During and after my years as an editor at the American Enterprise magazine, I had the pleasure to work with the great Stanley Crouch, who died last week at 74 but still has much to teach us about how to understand race in America, especially the flaws of radical black separatists now being brought back into vogue by leaders in the Black Lives Matter movement.
Most famous as a music critic and artistic partner of jazz great Wynton Marsalis—Stanley wrote the notes to every album of Marsalis from his debut disk on, and the two men ran Jazz at the Philharmonic for decades—Stanley was also a novelist, a poet, a social critic, a newspaper columnist, and more. He preached that America was a land of mulattoes that improvised life as beautifully as Marsalis or Ellington or Charlie Parker improvised music, and he himself embodied that kind of absolutely individual, never predictable cocktail that encompassed the bitter and the sweet.
That’s why his highest compliment for something was that it was real blues—an art form that is improvised, that never forgets the hard sorrows of life, and yet leaps joyfully into the majesty of triumph over sadness. Always mysterious mixtures, never monochromatic sameness and dullness.
No wonder he had no use for racists on the left or right. Oh, his story was complicated: He graduated from high school the year before the Civil Rights Act passed, and he knew real ugliness from police and others. He even fell into the Black Power movement for a time. He also tried to make it as an avant-garde jazz drummer in his youth.
But as he aged, he turned on both of those influences, insisting that the racial separatism of Black Power and the puerile shrieks of newfangled jazz betrayed the greatness of blacks, jazz, and America. Here’s how he came to look on it, as he told me in a 1997 interview:
One of the things that characterizes people in the arts, particularly jazz, is they’re not really impressed with the adolescents. If they have the choice of hanging around with people that are 15 or 16 and actually hanging with some men, they’re going to be with some men. My father told me one day, “Boy, I been your age. You ain’t been mine.”
So far from being an Uncle Tom, proud Stanley thought jazz was an arena that showed how magnificent black culture could be, and he was fired as a critic at JazzTimes after he wrote a column entitled, “Putting the White Man in Charge,” in which he criticized white critics for trying to make themselves feel better by overrating white performers.
On the other hand, he complained to the New York Times that too many race debates were “simple-minded and overly influenced by the ideas of determinism—if you’re poor, you’re going to act a certain way.” He much preferred his pre–Civil Rights school teachers:
These people were on a mission. They had a perfect philosophy: You will learn this. If you came in there and said, “I’m from a dysfunctional family and a single-parent household,” they would say, “Boy, I’m going to ask you again, What is 8 times 8?”
Though a lover of tradition in jazz and education, Stanley was no down-the-line conservative, much less Republican. He was simply a brilliant, utterly uncowed American original who loved his country and its messy, bluesy traditions. If you are a young person of any race, gender expression, or class, you should listen to him before allowing a racial separatist of any kind to poison your mind.

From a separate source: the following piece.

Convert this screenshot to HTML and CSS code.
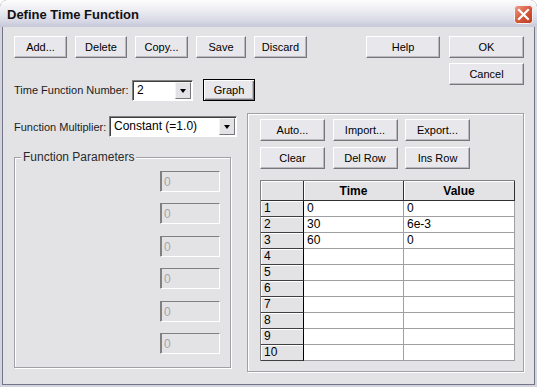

Take these lines from a 1995 essay he wrote for my magazine. They fit perfectly our situation this afternoon, just as a Louis Armstrong solo of 1935 is just as powerful today. Let these Stanley riffs give you a taste of what his improvisational prose can convey—then read the whole thing:
Absorbing the influences of Europeans, Indians, Negroes, Mexicans, Chinese and others into our national corpus has put everything to a test—our Declaration of Independence, our Constitution, our local laws and customs. Yet we have succeeded.
But now this hard and endless feat is threatened. For in our shrill, cloudy contemporary era, a polluted and separatist version of pluralism usually referred to as multiculturalism has received our naïve embrace . . . under the guise of “inclusion,” we must suffer through a politics of resentment, one based on ethnic and gender franchises instead of the former goal of “a fair chance.”
Our politics of resentment has much in common with the adolescent passions of popular culture, where all authority is flawed Grand Canyon deep . . . this political vision makes use of very sophisticated technology to reduce all complexity to the blunt and the simple-minded. . . . The purveyor of bitterness and envy draped in political rhetoric calls upon statistics, historical guilt, and elaborate theory to shift the complex realities of human engagement into a melodrama of good versus evil as inaccurate as the lollipop trees drawn by children.
The politics of resentment is based most deeply on a denial of individual responsibility. . . . This posturing amounts to nothing more than frying the rotten fish of self-pity and blame on a griddle made hot by opportunism and greased with scoops from the bottomless Crisco can of white guilt.